Exercise objective.
Find and return each line containing "styles".

....

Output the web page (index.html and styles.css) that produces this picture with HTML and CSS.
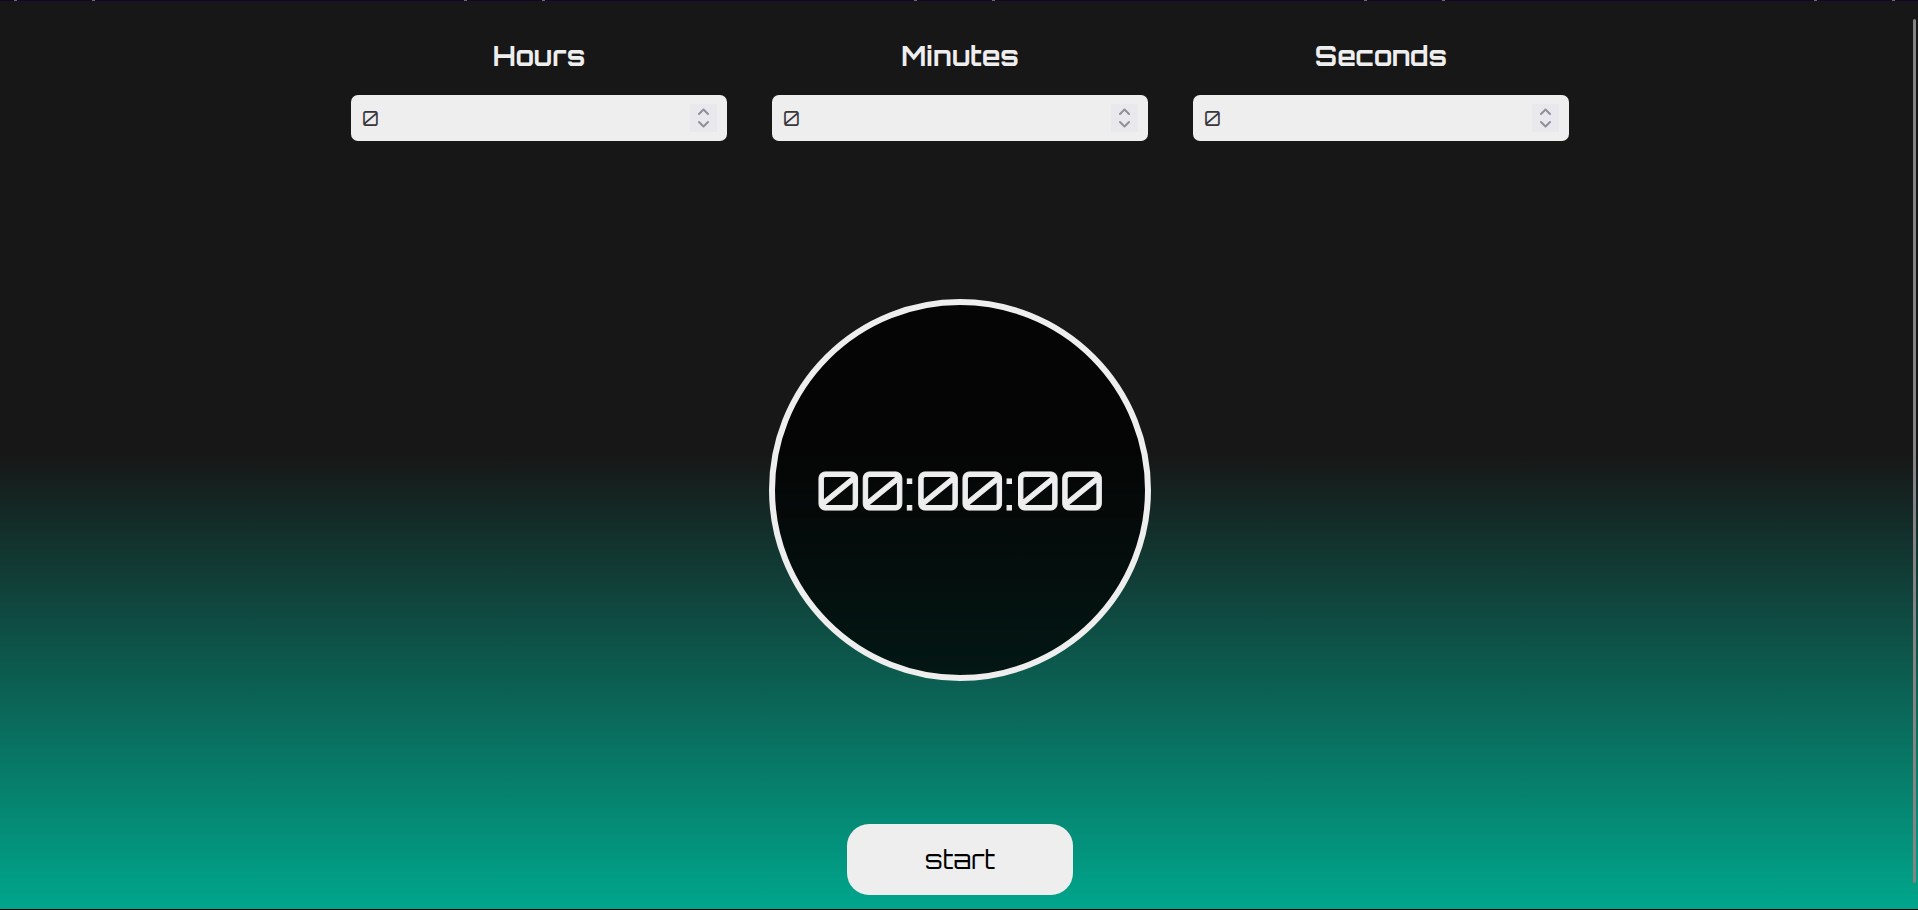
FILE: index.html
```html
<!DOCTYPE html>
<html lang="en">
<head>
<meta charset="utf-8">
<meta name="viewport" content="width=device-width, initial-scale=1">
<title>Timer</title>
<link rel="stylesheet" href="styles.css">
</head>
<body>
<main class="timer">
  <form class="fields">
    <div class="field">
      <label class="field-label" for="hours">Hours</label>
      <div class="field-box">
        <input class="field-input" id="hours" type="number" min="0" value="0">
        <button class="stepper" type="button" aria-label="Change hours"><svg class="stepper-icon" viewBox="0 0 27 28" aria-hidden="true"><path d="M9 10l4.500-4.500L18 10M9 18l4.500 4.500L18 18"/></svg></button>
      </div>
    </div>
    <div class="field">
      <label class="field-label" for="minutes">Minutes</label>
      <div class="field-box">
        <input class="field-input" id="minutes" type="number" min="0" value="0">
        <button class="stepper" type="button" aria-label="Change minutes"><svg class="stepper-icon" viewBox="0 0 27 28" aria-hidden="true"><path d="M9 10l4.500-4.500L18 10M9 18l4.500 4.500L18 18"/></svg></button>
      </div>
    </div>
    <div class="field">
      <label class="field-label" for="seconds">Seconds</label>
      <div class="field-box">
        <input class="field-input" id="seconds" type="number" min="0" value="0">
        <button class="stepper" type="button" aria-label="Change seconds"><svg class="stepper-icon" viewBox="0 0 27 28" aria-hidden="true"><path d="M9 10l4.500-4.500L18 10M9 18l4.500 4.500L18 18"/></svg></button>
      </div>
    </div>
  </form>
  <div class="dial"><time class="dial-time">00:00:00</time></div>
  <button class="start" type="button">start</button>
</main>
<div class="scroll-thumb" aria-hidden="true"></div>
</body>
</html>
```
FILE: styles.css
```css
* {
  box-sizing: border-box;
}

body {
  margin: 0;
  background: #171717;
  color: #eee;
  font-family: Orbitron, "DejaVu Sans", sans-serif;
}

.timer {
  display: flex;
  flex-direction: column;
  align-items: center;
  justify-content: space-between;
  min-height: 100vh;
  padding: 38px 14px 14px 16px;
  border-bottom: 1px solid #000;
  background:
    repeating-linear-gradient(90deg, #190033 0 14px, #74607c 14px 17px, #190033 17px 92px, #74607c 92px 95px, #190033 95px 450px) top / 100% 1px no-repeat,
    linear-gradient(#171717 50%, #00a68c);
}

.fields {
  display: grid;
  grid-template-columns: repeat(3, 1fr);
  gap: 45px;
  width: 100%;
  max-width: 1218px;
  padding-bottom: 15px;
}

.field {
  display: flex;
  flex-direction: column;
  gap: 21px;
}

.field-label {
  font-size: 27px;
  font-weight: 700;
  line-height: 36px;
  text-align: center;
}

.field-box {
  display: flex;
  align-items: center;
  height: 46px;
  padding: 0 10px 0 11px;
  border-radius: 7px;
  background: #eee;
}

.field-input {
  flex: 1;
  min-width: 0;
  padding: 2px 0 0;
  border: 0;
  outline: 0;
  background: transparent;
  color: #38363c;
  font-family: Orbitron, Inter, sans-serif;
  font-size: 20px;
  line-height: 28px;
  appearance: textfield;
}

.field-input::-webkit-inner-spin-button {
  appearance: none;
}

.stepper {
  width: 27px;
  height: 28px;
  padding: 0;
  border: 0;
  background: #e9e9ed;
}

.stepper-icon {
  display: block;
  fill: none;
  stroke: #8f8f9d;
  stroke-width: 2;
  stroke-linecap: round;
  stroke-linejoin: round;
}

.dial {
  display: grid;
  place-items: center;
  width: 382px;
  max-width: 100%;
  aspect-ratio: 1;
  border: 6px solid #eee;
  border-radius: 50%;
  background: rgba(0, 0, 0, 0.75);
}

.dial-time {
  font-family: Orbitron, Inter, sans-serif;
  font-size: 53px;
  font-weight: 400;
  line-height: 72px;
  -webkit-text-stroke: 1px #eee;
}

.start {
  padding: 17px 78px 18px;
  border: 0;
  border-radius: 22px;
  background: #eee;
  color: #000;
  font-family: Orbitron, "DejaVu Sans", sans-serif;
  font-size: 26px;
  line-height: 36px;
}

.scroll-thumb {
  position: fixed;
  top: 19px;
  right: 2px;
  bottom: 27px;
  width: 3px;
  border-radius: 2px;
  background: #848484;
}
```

....

Right answer.
Output the web page (index.html and styles.css) that produces this picture with HTML and CSS.
<link rel="stylesheet" href="styles.css">
FILE: styles.css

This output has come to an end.